A few weeks ago, Mr M and I had both sets of our parents over for dinner. I decided that a lemon tart would be a perfect, no-fuss dessert. However I have never actually made one before, so I went through my recipe books and found a great recipe in ‘I know how to cook’ by Ginette Mathiot, the French household ‘must have’ cookbook. The book actually contained 2 recipes for Tarte au Citron, one version of which was from chef François Payard of Payard Pâtisserie and Bistro in New York. Of his recipe, Payard explained that while some chefs are afraid of tartness, when people want a lemon tart they don’t want to eat a bowl of sugar, they want to taste the lemon. I was immediately sold.


This recipe is incredibly simple and easy. In my search for a lemon tart recipe I came upon a recipe in another book that involved significantly more steps and 10 times (yes, 10 times!) the amount of butter. Now, obviously a dessert is usually going to be calorific, but honestly, if the dessert still tastes good and has significantly less fat, that has to be a good thing.

So how was it? It was good. Very, very good. As Payard said, this is a tart in which you can taste the lemon. It has a definite edge of tartness and is not too sweet. It was absolutely gorgeous with a big dollop of La Latteria cream on the side.

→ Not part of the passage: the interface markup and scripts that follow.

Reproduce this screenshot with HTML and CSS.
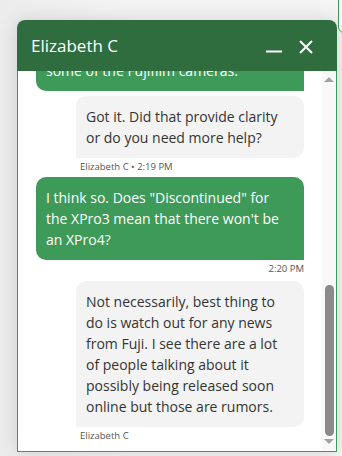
FILE: index.html
```html
<!DOCTYPE html>
<html lang="en">
<head>
  <meta charset="UTF-8">
  <meta name="viewport" content="width=device-width, initial-scale=1.0">
  <title>Chat</title>
  <link rel="stylesheet" href="styles.css">
</head>
<body>
  <div class="back-tab"></div>
  <div class="chat-window">
    <div class="chat-header">
      <span class="chat-title">Elizabeth C</span>
      <div class="chat-actions">
        <svg class="icon" width="18" height="18" viewBox="0 0 18 18"><path d="M1 13.5h16" stroke="#fff" stroke-width="2" fill="none"/></svg>
        <svg class="icon" width="18" height="18" viewBox="0 0 18 18"><path d="M3 3l12 12M15 3L3 15" stroke="#fff" stroke-width="2" fill="none"/></svg>
      </div>
    </div>
    <div class="chat-body">
      <div class="messages">
        <div class="msg user">
          <div class="bubble">It's on the list along with<br>some of the Fujifilm cameras.</div>
        </div>
        <div class="msg agent">
          <div class="bubble">Got it. Did that provide clarity or do you need more help?</div>
          <div class="meta">Elizabeth C &bull; 2:19 PM</div>
        </div>
        <div class="msg user">
          <div class="bubble">I think so. Does "Discontinued" for the XPro3 mean that there won't be an XPro4?</div>
          <div class="meta">2:20 PM</div>
        </div>
        <div class="msg agent">
          <div class="bubble">Not necessarily, best thing to do is watch out for any news from Fuji. I see there are a lot of people talking about it possibly being released soon online but those are rumors.</div>
          <div class="meta">Elizabeth C</div>
        </div>
      </div>
      <div class="scrollbar">
        <div class="arrow up"></div>
        <div class="track"><div class="thumb"></div></div>
        <div class="arrow down"></div>
      </div>
    </div>
  </div>
</body>
</html>
```

FILE: styles.css
```css
* { box-sizing: border-box; }
html, body {
  margin: 0;
  padding: 0;
  height: 100%;
  overflow: hidden;
  font-family: 'Open Sans', 'Noto Sans', sans-serif;
  background: linear-gradient(90deg, #ececec, #f4f4f4 40%, #f4f4f4);
}

body {
  padding: 20px 0 0 17px;
}

.back-tab {
  position: absolute;
  top: -10px;
  left: 338px;
  width: 40px;
  height: 43px;
  border: 1px solid #3d9a58;
  border-radius: 6px;
  background: #f7f7f7;
}

.chat-window {
  width: 320px;
  height: 432px;
  display: flex;
  flex-direction: column;
  border-radius: 8px 8px 0 0;
  background: #fff;
  box-shadow: 0 0 18px rgba(0, 0, 0, 0.14);
}

.chat-header {
  height: 51px;
  flex-shrink: 0;
  display: flex;
  align-items: center;
  justify-content: space-between;
  padding: 0 22px 0 14px;
  background: #2f6d3f;
  border-radius: 8px 8px 0 0;
}

.chat-title {
  color: #fff;
  font-size: 17px;
}

.chat-actions {
  display: flex;
  gap: 14px;
  margin-top: 2px;
}

.chat-body {
  flex: 1;
  min-height: 0;
  display: flex;
  border: 1px solid #3d9a58;
  border-top: none;
}

.messages {
  flex: 1;
  min-width: 0;
  overflow: hidden;
  display: flex;
  flex-direction: column;
  justify-content: flex-end;
  padding: 0 18px 8px 18px;
}

.msg {
  display: flex;
  flex-direction: column;
  flex-shrink: 0;
  margin-top: 7px;
}

.msg.agent {
  padding-left: 40px;
}

.bubble {
  font-size: 14px;
  line-height: 21px;
  padding: 10px 13px 10px 10px;
  border-radius: 10px;
}

.user .bubble {
  background: #3d9a58;
  color: #fff;
  border-bottom-right-radius: 0;
}

.agent .bubble {
  background: #f3f3f3;
  color: #333;
  border-bottom-left-radius: 0;
}

.meta {
  font-size: 9.5px;
  line-height: 14px;
  margin-top: 2px;
  color: #555;
}

.agent .meta {
  padding-left: 4px;
}

.user .meta {
  text-align: right;
}

.msg.agent + .msg.user {
  margin-top: 3px;
}

.msg.user + .msg.agent {
  margin-top: 5px;
}

.scrollbar {
  width: 14px;
  flex-shrink: 0;
  display: flex;
  flex-direction: column;
  align-items: center;
  background: #f8f8f8;
}

.arrow {
  width: 0;
  height: 0;
  border-left: 5px solid transparent;
  border-right: 5px solid transparent;
}

.arrow.up {
  margin-top: 6px;
  border-bottom: 5px solid #a3a3a3;
}

.arrow.down {
  margin: 3px 0 7px;
  border-top: 5px solid #a3a3a3;
}

.track {
  flex: 1;
  width: 100%;
  display: flex;
  flex-direction: column;
  justify-content: flex-end;
  align-items: center;
}

.thumb {
  width: 9px;
  height: 151px;
  border-radius: 5px;
  background: #8a8a8a;
}
```
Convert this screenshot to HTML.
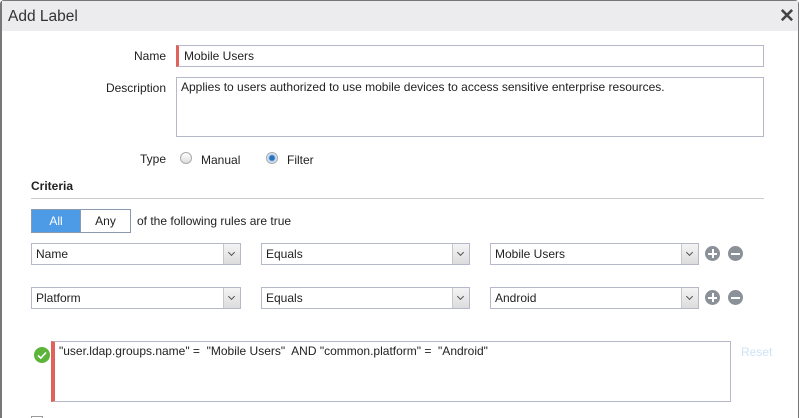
<!DOCTYPE html>
<html><head><style>
*{box-sizing:border-box;margin:0;padding:0}
html,body{width:800px;height:418px;overflow:hidden}
body{background:#fff;font-family:"Liberation Sans",sans-serif;font-size:12px;color:#222;position:relative}
.dlg{position:absolute;left:0;top:0;width:799px;height:418px;border:1px solid #777;border-bottom:none;border-left:2px solid #777;border-radius:4px 4px 0 0;background:#fff}
.hdr{position:absolute;left:0;top:0;right:0;height:30px;background:#ececee}
.a{position:absolute}
.lbl{position:absolute;text-align:right;width:100px}
.inp{position:absolute;border:1px solid #b5b8c8;background:#fff}
.sel{position:absolute;border:1px solid #b5b8c8;background:#fff;height:22px;padding:3px 4px;font-size:12px}
.sel .btn{position:absolute;right:0;top:0;width:17px;height:20px;border-left:1px solid #c8c8c8;background:linear-gradient(#f4f4f4,#dcdcdc)}
.sel .btn:after{content:"";position:absolute;left:5px;top:6px;width:4px;height:4px;border-right:1.5px solid #555;border-bottom:1.5px solid #555;transform:rotate(45deg)}
.circ{position:absolute;width:15px;height:15px;border-radius:50%;background:#8b9199;color:#fff}
.circ:before{content:"";position:absolute;left:3px;top:6.5px;width:9px;height:2px;background:#fff}
.plus:after{content:"";position:absolute;left:6.5px;top:3px;width:2px;height:9px;background:#fff}
</style></head><body>
<div class="dlg">
<div class="hdr"></div>
</div>
<div class="a" style="left:8px;top:8px;font-size:15.5px;color:#333">Add Label</div>
<div class="a" style="left:779px;top:5px;font-size:19px;font-weight:bold;color:#444">✕</div>

<div class="lbl" style="left:66px;top:49px">Name</div>
<div class="inp" style="left:176px;top:45px;width:588px;height:22px;border-left:3px solid #e0625a;padding:3px 5px">Mobile Users</div>
<div class="lbl" style="left:66px;top:81px">Description</div>
<div class="inp" style="left:176px;top:77px;width:588px;height:60px;padding:2px 4px">Applies to users authorized to use mobile devices to access sensitive enterprise resources.</div>

<div class="lbl" style="left:66px;top:152px">Type</div>
<div class="a" style="left:180px;top:152px;width:12px;height:12px;border-radius:50%;border:1px solid #aaa;background:linear-gradient(#fff,#ddd)"></div>
<div class="a" style="left:201px;top:153px">Manual</div>
<div class="a" style="left:266px;top:152px;width:12px;height:12px;border-radius:50%;border:1px solid #aaa;background:radial-gradient(circle,#2a6fb8 0 2.5px,#9cc6ea 3px,#e8f2fb 5px)"></div>
<div class="a" style="left:287px;top:153px">Filter</div>

<div class="a" style="left:31px;top:179px;font-weight:bold">Criteria</div>
<div class="a" style="left:31px;top:198px;width:733px;height:1px;background:#ccc"></div>

<div class="a" style="left:31px;top:209px;width:50px;height:24px;background:#4d9be6;border:1px solid #8a99ad;color:#fff;text-align:center;line-height:22px">All</div>
<div class="a" style="left:80px;top:209px;width:51px;height:24px;border:1px solid #8a99ad;text-align:center;line-height:22px">Any</div>
<div class="a" style="left:137px;top:214px">of the following rules are true</div>

<div class="sel" style="left:31px;top:243px;width:210px">Name<div class="btn"></div></div>
<div class="sel" style="left:261px;top:243px;width:209px">Equals<div class="btn"></div></div>
<div class="sel" style="left:490px;top:243px;width:209px">Mobile Users<div class="btn"></div></div>
<div class="circ plus" style="left:705px;top:246px"></div>
<div class="circ" style="left:728px;top:246px"></div>

<div class="sel" style="left:31px;top:287px;width:210px">Platform<div class="btn"></div></div>
<div class="sel" style="left:261px;top:287px;width:209px">Equals<div class="btn"></div></div>
<div class="sel" style="left:490px;top:287px;width:209px">Android<div class="btn"></div></div>
<div class="circ plus" style="left:705px;top:290px"></div>
<div class="circ" style="left:728px;top:290px"></div>

<svg class="a" style="left:33px;top:346px" width="18" height="18"><circle cx="9" cy="9" r="8" fill="#5cb53a"/><path d="M5 9.5l2.8 2.6L13 6.5" stroke="#fff" stroke-width="1.6" fill="none"/></svg>
<div class="inp" style="left:51px;top:341px;width:680px;height:61px;border-left:4px solid #e0625a;padding:2px 4px">"user.ldap.groups.name" =&nbsp; "Mobile Users"&nbsp; AND "common.platform" =&nbsp; "Android"</div>
<div class="a" style="left:741px;top:345px;color:#cfe2f6">Reset</div>
<div class="a" style="left:31px;top:416px;width:12px;height:6px;border:1px solid #999"></div>
</body></html>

You should absolutely have a go at making this delicious tart. The most laborious element is making the tart pastry  and you can always skip the steps below and just make it in the food processor (see step by step instructions here). This recipe is definitely going into my ‘hall of fame’ – it is that good!

Lemon tart

Adapted from a recipe by François Payard in ‘I know how to cook’ by Ginette Mathiot

For the pastry:

250g flour (or 300g if using spelt flour)
30g caster sugar
1 egg yolk
150g butter, softened
1 tsp salt

  • Put the flour in a bowl, make a well in the centre and add the sugar, egg yolk, butter and salt. Mix together.
  • Add just enough water (about 3 tablespoons) to bind the pastry together, then turn out onto the bench and knead lightly.
  • Shape the pastry in a ball, cover with clingfilm and let the pastry rest in the fridge for at least an hour.
  • Pre-heat oven to 190C.
  • Roll out the pastry to 5mm thick and line the tart tin (I used a 25cm round tin).
  • Line with greaseproof paper, add pastry weights and bake for 1o minutes.
  • Remove weights and cook for a further 15 minutes until golden in colour and cooked throughout.

For the tart:

4 unwaxed lemons
3 large eggs
110g sugar
40g butter, cut into 1cm pieces
A pastry case, baked blind

  • Preheat the oven to 160C.
  • Zest and juice the lemons.
  • Whisk the lemon zest and juice in a heat proof bowl and whisk in the eggs. Add the sugar and butter and place the bowl over a saucepan of boiling water (make sure the water does not touch the bottom of the bowl).
  • Keep whisking until the butter has completely melted (a couple of minutes).
  • Remove the bowl from the heat and allow to cool for 10-15 minutes.
  • Pour the filling into the pre-baked pastry shell and bake for 8-10 minutes. The filling should be just set.
  • Cool completely on a wire rack.
  • Garnish with slices of lemon and serve with plenty of double cream on the side.
  • Enjoy!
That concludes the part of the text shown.